• **Exercise details**: No images are to be carried over; print all other material exactly as it stands.
....
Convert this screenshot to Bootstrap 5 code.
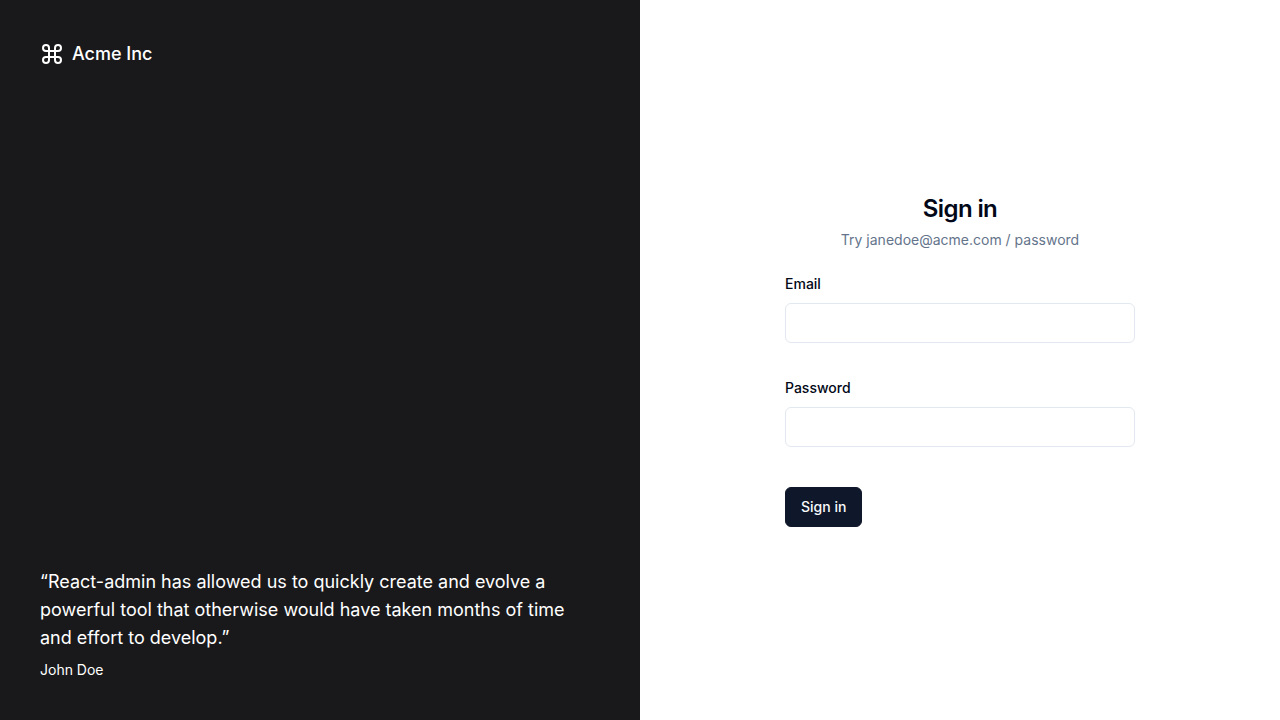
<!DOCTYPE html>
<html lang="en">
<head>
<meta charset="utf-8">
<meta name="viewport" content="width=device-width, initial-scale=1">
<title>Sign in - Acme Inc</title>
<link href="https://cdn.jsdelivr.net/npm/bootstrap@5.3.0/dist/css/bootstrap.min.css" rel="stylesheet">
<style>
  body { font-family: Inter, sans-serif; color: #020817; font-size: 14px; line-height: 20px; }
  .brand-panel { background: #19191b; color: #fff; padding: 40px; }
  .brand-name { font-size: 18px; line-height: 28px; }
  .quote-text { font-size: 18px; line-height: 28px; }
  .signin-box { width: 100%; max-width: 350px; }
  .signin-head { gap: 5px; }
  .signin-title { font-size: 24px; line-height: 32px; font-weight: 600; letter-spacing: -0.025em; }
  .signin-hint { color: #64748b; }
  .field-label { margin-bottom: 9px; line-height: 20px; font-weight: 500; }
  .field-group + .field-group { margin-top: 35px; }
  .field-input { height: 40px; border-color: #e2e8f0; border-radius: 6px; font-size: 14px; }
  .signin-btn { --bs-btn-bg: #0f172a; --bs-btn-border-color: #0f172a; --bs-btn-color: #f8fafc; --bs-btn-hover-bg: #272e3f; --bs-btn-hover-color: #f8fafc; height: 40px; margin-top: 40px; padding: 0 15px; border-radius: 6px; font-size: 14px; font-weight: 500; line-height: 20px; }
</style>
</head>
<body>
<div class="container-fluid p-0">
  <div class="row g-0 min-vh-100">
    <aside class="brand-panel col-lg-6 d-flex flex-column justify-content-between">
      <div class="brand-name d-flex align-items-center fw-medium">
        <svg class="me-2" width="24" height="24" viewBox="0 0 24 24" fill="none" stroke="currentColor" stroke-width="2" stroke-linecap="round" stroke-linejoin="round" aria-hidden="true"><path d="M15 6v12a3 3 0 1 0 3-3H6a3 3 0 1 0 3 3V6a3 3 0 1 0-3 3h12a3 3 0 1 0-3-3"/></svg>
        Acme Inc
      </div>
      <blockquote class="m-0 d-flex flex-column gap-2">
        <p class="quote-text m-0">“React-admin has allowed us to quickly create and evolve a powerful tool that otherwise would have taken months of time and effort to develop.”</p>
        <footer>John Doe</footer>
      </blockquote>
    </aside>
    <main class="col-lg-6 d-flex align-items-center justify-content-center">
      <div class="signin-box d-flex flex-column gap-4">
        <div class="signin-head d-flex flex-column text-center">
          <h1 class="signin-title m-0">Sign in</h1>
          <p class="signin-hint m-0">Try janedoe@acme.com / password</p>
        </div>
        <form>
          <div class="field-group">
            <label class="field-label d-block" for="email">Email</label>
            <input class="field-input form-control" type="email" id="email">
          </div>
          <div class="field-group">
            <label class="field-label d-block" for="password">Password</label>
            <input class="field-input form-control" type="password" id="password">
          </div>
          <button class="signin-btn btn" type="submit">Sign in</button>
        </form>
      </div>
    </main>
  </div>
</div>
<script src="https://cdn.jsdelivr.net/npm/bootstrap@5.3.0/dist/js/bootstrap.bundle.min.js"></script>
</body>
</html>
....
• **Solution**:
Convert this screenshot to Bootstrap 5 code.
<!DOCTYPE html>
<html lang="en">
<head>
<meta charset="utf-8">
<meta name="viewport" content="width=device-width, initial-scale=1">
<title>Sign in - Acme Inc</title>
<link href="https://cdn.jsdelivr.net/npm/bootstrap@5.3.0/dist/css/bootstrap.min.css" rel="stylesheet">
<style>
  body { font-family: Inter, sans-serif; color: #020817; font-size: 14px; line-height: 20px; }
  .brand-panel { background: #19191b; color: #fff; padding: 40px; }
  .brand-name { font-size: 18px; line-height: 28px; }
  .quote-text { font-size: 18px; line-height: 28px; }
  .signin-box { width: 100%; max-width: 350px; }
  .signin-head { gap: 5px; }
  .signin-title { font-size: 24px; line-height: 32px; font-weight: 600; letter-spacing: -0.025em; }
  .signin-hint { color: #64748b; }
  .field-label { margin-bottom: 9px; line-height: 20px; font-weight: 500; }
  .field-group + .field-group { margin-top: 35px; }
  .field-input { height: 40px; border-color: #e2e8f0; border-radius: 6px; font-size: 14px; }
  .signin-btn { --bs-btn-bg: #0f172a; --bs-btn-border-color: #0f172a; --bs-btn-color: #f8fafc; --bs-btn-hover-bg: #272e3f; --bs-btn-hover-color: #f8fafc; height: 40px; margin-top: 40px; padding: 0 15px; border-radius: 6px; font-size: 14px; font-weight: 500; line-height: 20px; }
</style>
</head>
<body>
<div class="container-fluid p-0">
  <div class="row g-0 min-vh-100">
    <aside class="brand-panel col-lg-6 d-flex flex-column justify-content-between">
      <div class="brand-name d-flex align-items-center fw-medium">
        <svg class="me-2" width="24" height="24" viewBox="0 0 24 24" fill="none" stroke="currentColor" stroke-width="2" stroke-linecap="round" stroke-linejoin="round" aria-hidden="true"><path d="M15 6v12a3 3 0 1 0 3-3H6a3 3 0 1 0 3 3V6a3 3 0 1 0-3 3h12a3 3 0 1 0-3-3"/></svg>
        Acme Inc
      </div>
      <blockquote class="m-0 d-flex flex-column gap-2">
        <p class="quote-text m-0">“React-admin has allowed us to quickly create and evolve a powerful tool that otherwise would have taken months of time and effort to develop.”</p>
        <footer>John Doe</footer>
      </blockquote>
    </aside>
    <main class="col-lg-6 d-flex align-items-center justify-content-center">
      <div class="signin-box d-flex flex-column gap-4">
        <div class="signin-head d-flex flex-column text-center">
          <h1 class="signin-title m-0">Sign in</h1>
          <p class="signin-hint m-0">Try janedoe@acme.com / password</p>
        </div>
        <form>
          <div class="field-group">
            <label class="field-label d-block" for="email">Email</label>
            <input class="field-input form-control" type="email" id="email">
          </div>
          <div class="field-group">
            <label class="field-label d-block" for="password">Password</label>
            <input class="field-input form-control" type="password" id="password">
          </div>
          <button class="signin-btn btn" type="submit">Sign in</button>
        </form>
      </div>
    </main>
  </div>
</div>
<script src="https://cdn.jsdelivr.net/npm/bootstrap@5.3.0/dist/js/bootstrap.bundle.min.js"></script>
</body>
</html>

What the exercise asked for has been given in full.